Your task -> In the lines below, how many hold the word "that"? Answer only with the number.

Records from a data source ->
++++++++

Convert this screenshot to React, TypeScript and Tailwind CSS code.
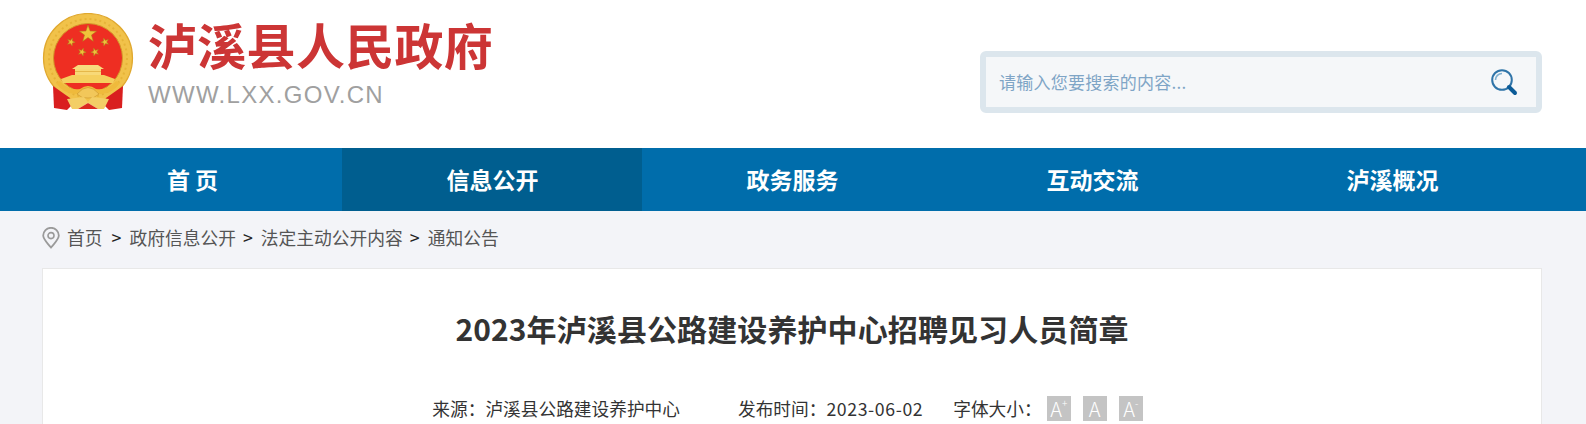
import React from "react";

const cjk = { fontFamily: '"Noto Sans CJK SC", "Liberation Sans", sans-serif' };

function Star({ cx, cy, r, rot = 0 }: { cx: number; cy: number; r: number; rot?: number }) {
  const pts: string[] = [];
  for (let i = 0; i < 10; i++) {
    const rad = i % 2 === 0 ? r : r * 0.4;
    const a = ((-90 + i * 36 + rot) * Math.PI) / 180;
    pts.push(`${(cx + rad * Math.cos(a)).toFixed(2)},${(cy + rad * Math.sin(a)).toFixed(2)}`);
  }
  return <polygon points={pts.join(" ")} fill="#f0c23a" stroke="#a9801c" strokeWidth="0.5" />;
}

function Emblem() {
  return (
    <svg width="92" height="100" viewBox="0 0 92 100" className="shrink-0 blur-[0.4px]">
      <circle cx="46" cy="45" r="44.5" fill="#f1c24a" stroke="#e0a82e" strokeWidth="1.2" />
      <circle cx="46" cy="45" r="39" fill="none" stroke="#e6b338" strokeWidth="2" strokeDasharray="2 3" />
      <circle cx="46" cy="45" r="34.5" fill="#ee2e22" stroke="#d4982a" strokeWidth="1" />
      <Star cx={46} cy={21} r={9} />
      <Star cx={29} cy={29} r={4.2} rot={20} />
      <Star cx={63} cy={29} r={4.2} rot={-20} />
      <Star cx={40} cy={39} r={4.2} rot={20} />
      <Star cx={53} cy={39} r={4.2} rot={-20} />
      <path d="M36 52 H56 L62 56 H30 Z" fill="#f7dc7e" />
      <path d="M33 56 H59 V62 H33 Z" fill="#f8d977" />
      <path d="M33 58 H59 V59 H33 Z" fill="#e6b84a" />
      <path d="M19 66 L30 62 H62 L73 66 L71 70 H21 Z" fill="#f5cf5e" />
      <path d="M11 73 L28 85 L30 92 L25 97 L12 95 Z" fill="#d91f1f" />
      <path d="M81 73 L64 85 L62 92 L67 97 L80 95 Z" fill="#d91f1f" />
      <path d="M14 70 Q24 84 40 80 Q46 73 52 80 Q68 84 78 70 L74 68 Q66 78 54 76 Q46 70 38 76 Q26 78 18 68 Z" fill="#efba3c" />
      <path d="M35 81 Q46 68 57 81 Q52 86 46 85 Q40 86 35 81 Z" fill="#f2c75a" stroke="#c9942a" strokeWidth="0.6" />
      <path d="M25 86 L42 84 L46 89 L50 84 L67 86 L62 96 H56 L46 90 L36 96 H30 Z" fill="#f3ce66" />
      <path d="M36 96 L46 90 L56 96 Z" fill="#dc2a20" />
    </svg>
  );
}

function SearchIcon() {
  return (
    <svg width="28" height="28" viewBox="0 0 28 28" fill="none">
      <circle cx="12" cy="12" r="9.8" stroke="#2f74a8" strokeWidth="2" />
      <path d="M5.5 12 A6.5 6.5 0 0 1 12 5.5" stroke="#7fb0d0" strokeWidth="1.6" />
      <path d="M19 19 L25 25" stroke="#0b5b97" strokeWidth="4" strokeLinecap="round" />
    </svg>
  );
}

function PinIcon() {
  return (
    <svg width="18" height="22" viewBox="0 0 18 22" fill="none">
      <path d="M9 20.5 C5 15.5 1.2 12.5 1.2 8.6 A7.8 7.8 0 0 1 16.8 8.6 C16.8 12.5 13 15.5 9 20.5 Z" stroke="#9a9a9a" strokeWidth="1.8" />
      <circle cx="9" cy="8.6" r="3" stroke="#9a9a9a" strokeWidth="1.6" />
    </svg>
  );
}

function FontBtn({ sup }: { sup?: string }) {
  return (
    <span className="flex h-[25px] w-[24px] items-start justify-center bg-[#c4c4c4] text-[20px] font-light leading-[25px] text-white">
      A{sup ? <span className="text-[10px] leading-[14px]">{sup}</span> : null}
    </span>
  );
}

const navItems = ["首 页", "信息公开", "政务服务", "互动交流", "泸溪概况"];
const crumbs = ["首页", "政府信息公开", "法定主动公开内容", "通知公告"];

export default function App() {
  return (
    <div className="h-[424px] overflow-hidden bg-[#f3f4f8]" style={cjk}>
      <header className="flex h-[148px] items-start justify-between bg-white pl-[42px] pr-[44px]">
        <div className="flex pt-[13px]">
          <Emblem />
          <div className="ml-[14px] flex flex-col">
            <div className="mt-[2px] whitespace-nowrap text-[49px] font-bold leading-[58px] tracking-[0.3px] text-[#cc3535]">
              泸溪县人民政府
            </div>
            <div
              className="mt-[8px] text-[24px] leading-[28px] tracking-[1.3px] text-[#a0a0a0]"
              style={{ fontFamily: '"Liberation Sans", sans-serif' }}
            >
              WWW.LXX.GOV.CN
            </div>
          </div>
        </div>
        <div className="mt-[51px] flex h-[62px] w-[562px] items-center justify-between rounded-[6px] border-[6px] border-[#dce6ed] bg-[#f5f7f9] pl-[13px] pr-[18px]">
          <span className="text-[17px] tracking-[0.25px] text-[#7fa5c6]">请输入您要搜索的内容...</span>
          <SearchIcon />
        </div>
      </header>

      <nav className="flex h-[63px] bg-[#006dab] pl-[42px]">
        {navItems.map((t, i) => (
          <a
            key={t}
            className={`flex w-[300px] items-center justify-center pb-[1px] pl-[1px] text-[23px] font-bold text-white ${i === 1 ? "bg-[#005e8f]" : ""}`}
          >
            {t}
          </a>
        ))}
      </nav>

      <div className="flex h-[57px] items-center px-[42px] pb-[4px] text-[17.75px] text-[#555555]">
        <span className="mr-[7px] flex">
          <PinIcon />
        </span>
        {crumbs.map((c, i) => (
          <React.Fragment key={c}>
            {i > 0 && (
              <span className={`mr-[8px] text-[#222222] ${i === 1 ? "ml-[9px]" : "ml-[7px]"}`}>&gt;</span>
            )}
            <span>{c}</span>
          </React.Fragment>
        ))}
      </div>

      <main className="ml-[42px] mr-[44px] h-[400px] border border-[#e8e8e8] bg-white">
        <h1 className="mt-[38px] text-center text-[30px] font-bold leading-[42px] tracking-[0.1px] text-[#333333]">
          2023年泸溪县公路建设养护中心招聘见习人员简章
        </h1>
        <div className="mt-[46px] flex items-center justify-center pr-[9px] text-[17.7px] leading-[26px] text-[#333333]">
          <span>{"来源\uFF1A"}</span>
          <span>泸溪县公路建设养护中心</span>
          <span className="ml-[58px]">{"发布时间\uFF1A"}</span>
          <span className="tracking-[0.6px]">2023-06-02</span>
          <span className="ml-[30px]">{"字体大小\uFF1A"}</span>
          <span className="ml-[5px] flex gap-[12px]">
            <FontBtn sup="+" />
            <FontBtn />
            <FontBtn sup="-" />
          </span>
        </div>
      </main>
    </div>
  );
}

++++++++

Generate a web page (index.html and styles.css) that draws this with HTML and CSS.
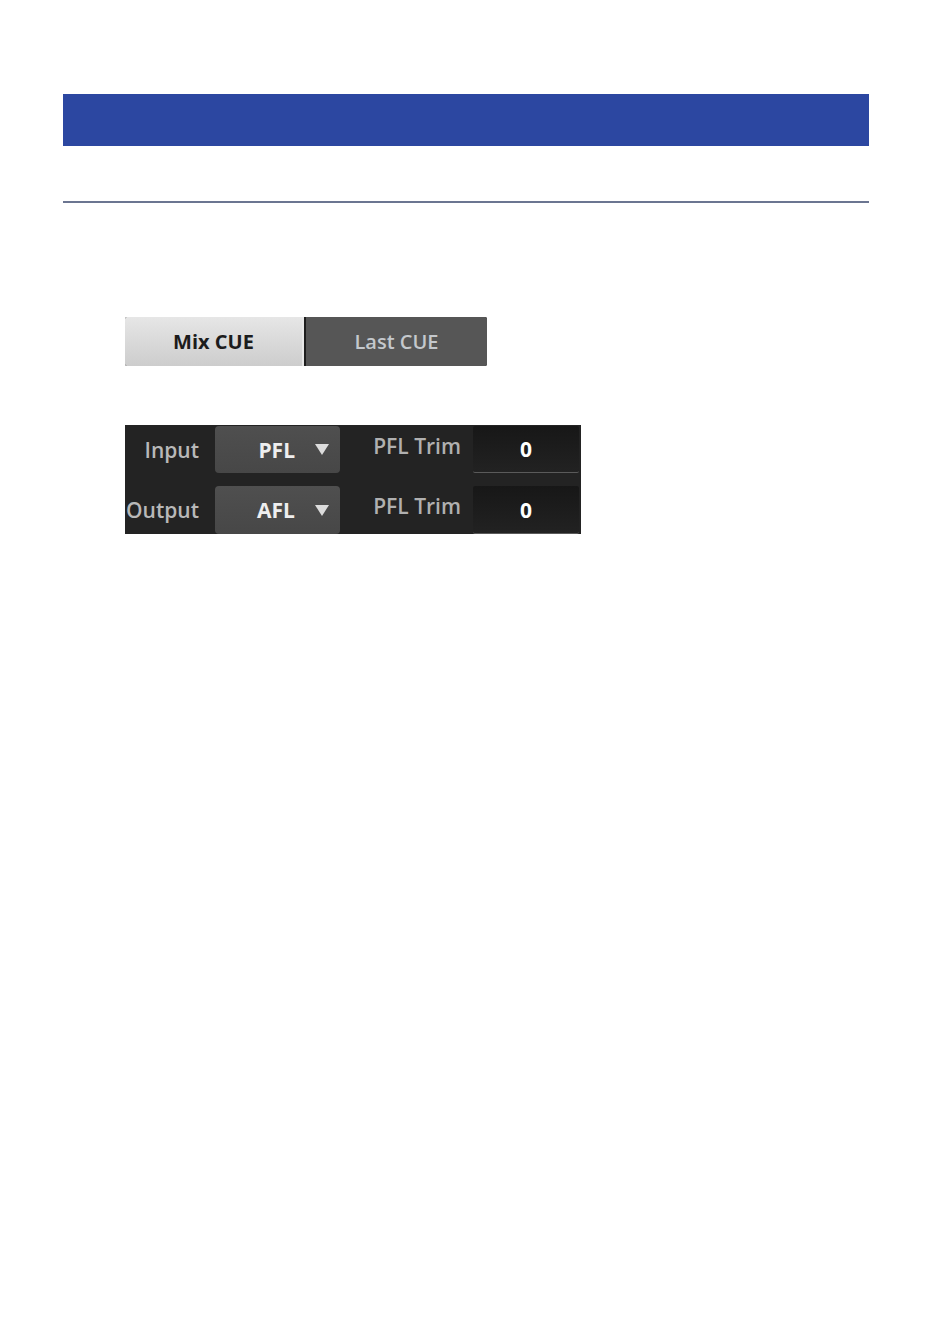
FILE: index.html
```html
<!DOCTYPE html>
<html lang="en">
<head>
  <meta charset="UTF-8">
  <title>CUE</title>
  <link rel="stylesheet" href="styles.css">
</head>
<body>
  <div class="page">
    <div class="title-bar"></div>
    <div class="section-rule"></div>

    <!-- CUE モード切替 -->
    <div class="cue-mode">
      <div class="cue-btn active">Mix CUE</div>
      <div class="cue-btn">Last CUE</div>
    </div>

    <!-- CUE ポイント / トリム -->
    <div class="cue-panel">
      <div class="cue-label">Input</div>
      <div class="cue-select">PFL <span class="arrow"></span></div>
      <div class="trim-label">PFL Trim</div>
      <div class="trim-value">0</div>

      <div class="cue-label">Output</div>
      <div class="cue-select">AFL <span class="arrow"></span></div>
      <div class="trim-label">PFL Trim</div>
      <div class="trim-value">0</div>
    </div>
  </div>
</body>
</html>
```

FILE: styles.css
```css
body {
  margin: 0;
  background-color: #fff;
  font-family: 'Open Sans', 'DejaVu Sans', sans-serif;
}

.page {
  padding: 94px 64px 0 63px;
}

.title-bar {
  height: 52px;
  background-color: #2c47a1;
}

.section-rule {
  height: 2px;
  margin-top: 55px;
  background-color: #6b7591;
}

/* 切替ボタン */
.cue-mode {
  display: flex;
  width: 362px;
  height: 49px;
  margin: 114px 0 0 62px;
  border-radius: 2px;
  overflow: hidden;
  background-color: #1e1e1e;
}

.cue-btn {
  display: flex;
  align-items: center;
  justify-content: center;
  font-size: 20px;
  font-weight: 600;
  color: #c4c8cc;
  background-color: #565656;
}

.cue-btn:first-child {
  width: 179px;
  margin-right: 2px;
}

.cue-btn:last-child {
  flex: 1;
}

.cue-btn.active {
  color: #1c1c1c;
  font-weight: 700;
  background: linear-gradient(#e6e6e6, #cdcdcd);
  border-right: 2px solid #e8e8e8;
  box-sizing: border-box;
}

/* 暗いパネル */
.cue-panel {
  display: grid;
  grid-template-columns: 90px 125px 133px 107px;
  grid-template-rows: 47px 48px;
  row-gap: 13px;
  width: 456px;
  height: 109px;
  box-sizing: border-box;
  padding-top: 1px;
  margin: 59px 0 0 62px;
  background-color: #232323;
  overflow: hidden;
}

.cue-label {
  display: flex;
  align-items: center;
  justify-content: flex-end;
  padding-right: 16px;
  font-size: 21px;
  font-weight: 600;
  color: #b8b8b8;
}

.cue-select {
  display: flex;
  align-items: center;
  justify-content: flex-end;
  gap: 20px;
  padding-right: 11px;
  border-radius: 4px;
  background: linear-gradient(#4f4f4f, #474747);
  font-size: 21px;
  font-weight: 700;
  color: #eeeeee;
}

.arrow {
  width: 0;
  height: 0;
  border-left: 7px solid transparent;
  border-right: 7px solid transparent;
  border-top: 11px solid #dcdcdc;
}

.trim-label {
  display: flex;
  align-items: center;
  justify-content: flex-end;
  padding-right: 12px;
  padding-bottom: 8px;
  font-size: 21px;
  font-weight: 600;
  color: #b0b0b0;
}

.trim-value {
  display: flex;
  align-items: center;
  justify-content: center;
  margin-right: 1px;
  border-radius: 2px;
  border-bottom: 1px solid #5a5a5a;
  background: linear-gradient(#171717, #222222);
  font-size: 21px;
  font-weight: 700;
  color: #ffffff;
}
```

++++++++

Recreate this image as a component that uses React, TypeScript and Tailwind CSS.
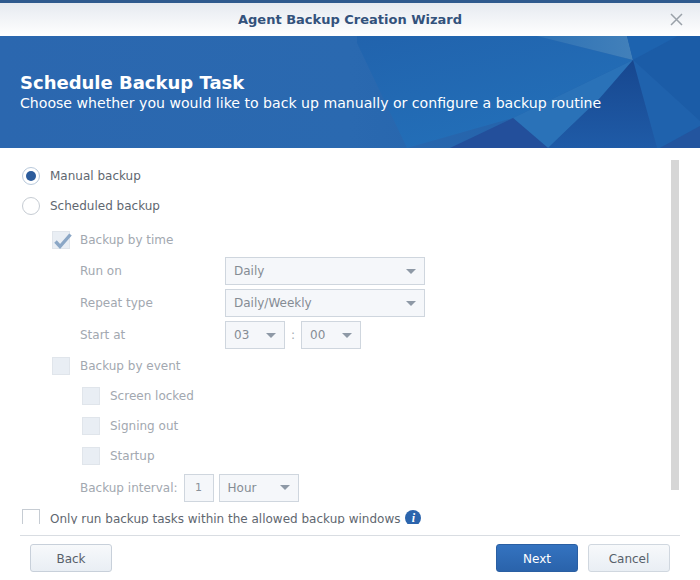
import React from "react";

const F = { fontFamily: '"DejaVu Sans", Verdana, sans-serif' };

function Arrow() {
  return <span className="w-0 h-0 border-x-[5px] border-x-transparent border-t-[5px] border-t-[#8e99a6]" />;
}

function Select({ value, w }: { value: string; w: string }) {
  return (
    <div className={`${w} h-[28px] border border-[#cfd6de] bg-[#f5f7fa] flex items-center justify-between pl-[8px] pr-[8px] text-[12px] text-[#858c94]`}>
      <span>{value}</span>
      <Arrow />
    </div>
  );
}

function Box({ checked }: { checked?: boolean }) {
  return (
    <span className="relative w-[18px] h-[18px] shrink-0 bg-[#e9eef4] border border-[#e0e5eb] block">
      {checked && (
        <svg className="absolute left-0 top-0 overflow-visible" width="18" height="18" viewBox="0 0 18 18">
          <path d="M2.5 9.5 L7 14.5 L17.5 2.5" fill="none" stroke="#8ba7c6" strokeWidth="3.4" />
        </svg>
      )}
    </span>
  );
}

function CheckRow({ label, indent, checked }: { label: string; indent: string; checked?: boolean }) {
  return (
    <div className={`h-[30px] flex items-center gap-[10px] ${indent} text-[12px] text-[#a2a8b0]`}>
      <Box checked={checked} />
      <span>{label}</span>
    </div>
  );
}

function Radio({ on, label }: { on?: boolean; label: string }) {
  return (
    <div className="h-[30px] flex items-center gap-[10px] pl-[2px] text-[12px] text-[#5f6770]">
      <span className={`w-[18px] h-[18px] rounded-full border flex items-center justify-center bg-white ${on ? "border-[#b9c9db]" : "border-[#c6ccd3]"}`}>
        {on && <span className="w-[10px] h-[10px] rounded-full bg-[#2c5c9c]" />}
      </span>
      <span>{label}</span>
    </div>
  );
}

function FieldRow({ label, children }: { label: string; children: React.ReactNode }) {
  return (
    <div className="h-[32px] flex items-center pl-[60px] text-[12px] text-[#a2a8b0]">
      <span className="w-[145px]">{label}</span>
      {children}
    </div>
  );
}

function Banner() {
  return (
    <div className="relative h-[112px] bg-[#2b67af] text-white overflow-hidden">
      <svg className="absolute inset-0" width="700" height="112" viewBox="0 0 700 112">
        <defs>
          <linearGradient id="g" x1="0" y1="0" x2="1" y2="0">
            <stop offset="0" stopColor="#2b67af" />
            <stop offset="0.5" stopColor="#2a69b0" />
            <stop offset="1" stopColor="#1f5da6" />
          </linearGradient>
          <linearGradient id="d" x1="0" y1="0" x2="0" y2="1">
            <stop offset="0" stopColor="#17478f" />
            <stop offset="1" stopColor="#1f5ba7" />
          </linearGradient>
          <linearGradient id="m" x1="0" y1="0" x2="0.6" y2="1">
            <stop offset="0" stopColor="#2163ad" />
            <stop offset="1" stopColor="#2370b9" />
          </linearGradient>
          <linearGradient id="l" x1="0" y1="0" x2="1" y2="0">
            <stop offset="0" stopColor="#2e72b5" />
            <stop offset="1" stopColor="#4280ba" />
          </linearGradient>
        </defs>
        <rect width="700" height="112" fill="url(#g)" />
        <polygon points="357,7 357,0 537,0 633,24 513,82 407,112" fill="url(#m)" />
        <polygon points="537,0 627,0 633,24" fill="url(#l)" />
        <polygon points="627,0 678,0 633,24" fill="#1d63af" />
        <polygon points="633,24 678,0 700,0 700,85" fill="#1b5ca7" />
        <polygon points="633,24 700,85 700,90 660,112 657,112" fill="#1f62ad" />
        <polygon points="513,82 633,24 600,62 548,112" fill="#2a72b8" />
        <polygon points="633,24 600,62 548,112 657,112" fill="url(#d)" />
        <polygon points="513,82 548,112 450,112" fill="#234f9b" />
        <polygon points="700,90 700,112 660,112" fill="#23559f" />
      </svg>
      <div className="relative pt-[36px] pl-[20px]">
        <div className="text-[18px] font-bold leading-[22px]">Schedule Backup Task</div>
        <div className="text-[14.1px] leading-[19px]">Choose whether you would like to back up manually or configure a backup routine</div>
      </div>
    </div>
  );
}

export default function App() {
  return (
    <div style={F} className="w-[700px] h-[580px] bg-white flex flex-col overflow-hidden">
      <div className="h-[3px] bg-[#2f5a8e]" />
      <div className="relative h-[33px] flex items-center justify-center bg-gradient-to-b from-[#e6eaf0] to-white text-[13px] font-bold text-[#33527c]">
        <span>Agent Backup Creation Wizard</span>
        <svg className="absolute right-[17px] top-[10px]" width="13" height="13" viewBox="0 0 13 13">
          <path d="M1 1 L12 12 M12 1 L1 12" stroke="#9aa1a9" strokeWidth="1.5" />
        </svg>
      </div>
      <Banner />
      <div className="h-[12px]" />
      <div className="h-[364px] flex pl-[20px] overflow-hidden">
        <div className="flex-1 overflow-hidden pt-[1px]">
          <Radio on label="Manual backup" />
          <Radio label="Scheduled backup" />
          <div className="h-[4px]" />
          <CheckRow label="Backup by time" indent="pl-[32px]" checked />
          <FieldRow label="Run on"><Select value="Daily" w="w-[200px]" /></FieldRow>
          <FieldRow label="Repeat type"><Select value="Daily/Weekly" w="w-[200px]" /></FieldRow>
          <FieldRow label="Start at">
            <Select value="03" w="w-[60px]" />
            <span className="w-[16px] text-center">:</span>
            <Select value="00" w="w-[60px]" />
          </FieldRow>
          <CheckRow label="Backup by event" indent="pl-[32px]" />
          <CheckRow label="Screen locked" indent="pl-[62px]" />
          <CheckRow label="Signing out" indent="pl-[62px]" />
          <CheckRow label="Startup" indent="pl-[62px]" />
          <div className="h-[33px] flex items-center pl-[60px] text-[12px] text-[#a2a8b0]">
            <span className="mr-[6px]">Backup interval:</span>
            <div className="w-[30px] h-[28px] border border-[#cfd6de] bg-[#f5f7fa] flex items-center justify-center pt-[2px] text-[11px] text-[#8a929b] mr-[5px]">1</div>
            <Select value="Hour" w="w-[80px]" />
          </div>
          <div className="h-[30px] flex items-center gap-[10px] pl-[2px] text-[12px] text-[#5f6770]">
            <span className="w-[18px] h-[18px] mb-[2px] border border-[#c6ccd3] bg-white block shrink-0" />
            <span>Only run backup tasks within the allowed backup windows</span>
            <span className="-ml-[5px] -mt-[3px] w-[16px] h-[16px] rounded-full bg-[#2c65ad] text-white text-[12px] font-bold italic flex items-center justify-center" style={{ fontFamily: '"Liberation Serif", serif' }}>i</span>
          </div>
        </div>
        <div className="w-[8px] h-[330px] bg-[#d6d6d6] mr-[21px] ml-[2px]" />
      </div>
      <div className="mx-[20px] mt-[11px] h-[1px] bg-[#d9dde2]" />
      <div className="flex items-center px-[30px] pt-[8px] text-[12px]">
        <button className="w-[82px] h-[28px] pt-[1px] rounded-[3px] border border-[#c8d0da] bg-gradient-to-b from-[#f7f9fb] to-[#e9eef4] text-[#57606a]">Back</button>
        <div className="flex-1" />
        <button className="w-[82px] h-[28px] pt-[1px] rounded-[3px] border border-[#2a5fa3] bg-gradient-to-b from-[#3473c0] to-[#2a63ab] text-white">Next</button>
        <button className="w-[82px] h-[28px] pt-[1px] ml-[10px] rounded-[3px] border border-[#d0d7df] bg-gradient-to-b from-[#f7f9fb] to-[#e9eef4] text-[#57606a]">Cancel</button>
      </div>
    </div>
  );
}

++++++++

Result of this task -> 2